Despite a fierce debate that has celebrities taking sides, a City Council panel decided last night to proceed with a proposed $40 million elephant enclosure at the Los Angeles Zoo.

Betty White wants to keep elephants in the zoo. Lily Tomlin passionately disagrees, declaring that "the word zoo is elephant-speak for Guantanamo."

Earlier in the day, celebrity animal activists Tomlin, Bob Barker, Robert Culp and Kathryn Joosten held a news conference requesting that the city scrap the project in favor of a larger 60-acre sanctuary where the elephants could roam freely outside the zoo.

"They are suffering and being tortured on a daily basis just by virtue of their confinement," Tomlin said.

The city panel met for about three hours and declined to take a vote that would have sent a proposal to halt the zoo project to the full council for consideration.

Councilman Tom LaBonge, who chairs the committee, said he favors the proposed 6-acre "Pachyderm Forest" enclosure.

"The work that is necessary to do this is taken very seriously," he said. "This new exhibit will make a difference in the quality of the housing for these elephants. The committee has recommended that the project continue."

Tomlin and Barker joined Councilman Tony Cardenas in opposing the enclosure. Cardenas said the exhibit is too small and instead wants funding for a larger sanctuary in the San Fernando Valley.

Celebrities who want to remove the elephants from the zoo said living there can harm their health and shorten their lives.
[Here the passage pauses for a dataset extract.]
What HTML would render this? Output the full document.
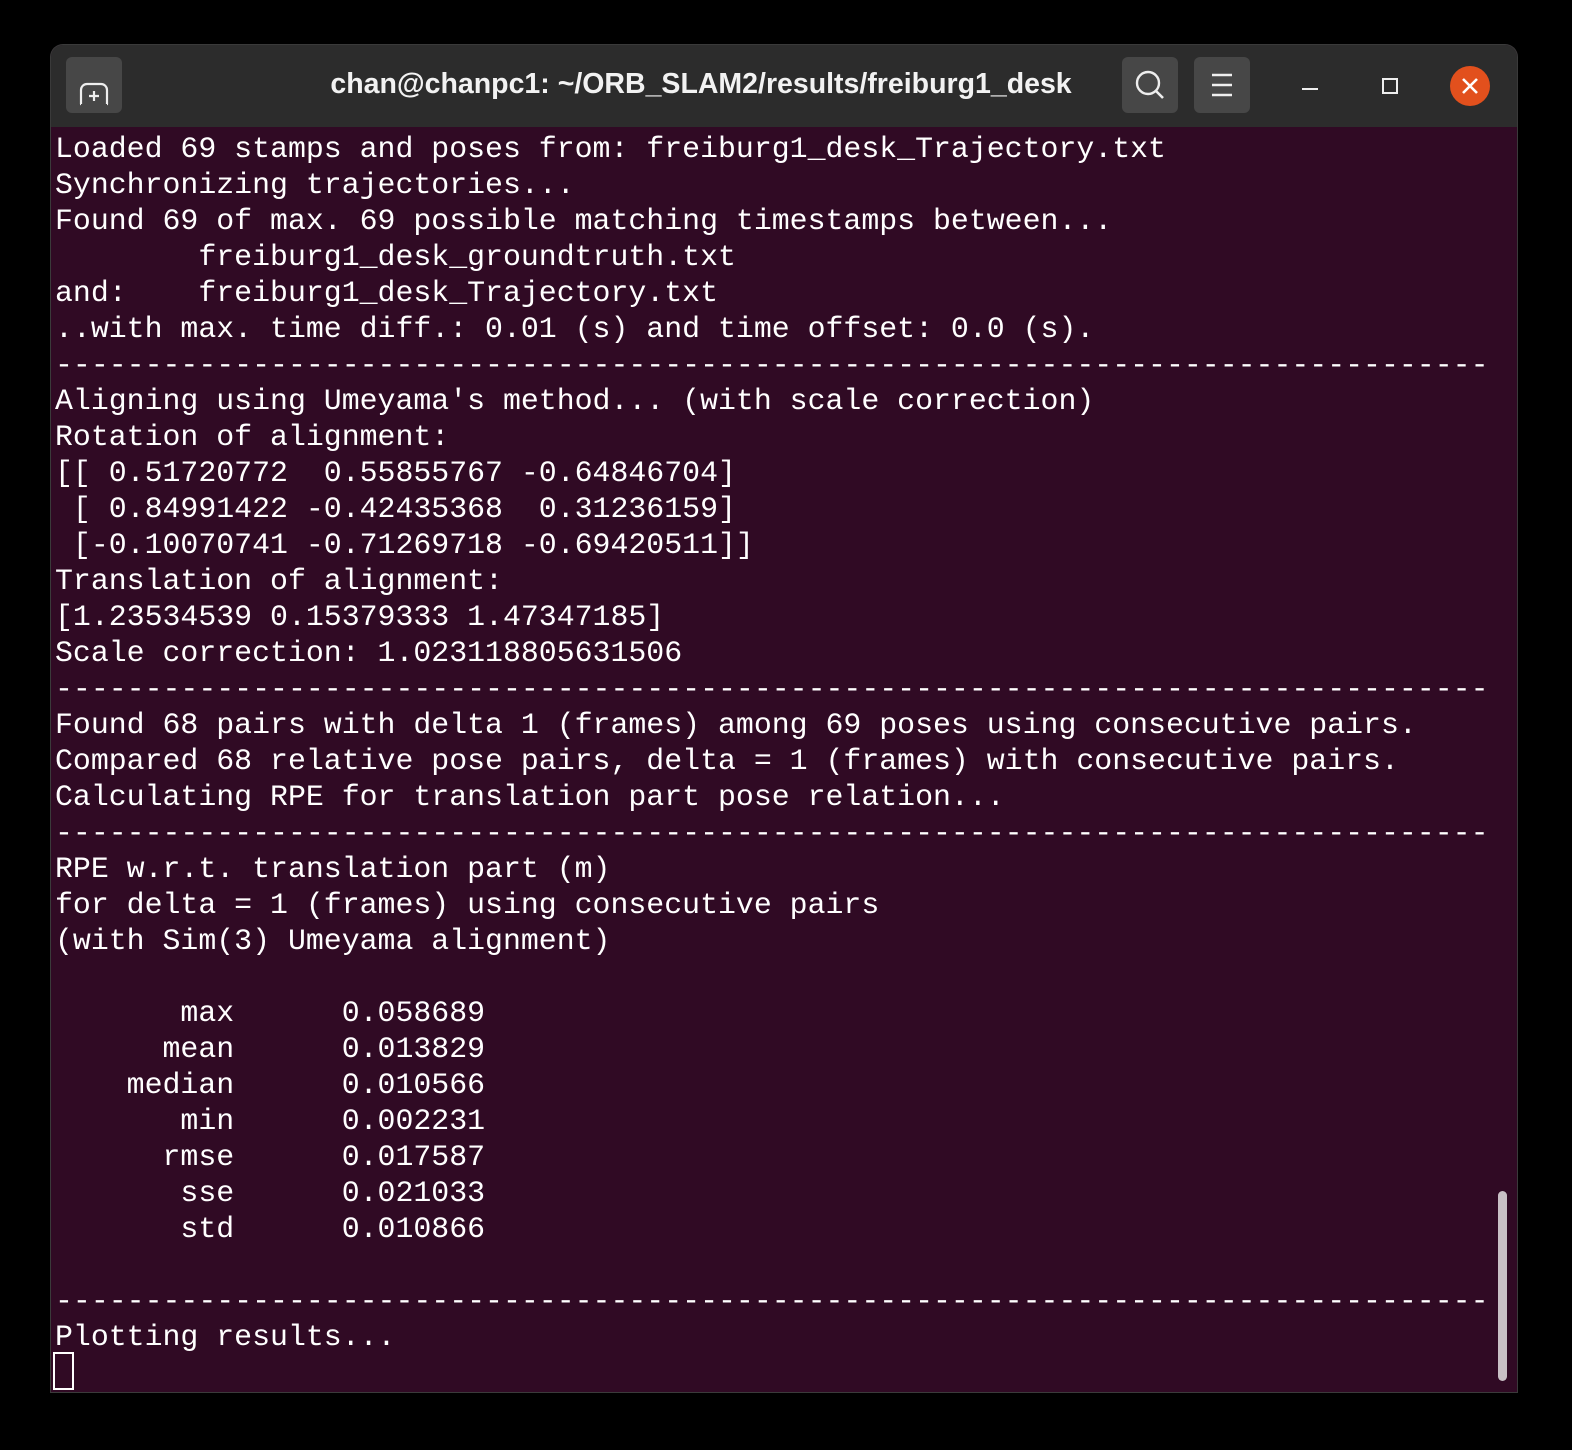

They argue the zoo's lone elephant, Billy, is often seen bobbing his head — a behavior they say is caused by the psychological stress of living in confinement.

Zoo Director John Lewis has countered that Billy has been bobbing his head since he was young, and while it was not usual behavior for most elephants, it is normal for Billy.

White, who has volunteered at the zoo for 40 years, told the committee that Billy will like the new exhibit.

"Billy, I guarantee you, is not suffering, and I know Billy perhaps better than a lot of people in this room," White said. "He will be a lot happier with the new elephant exhibit that we have worked so hard for. ... I beg of you please let us open this thing."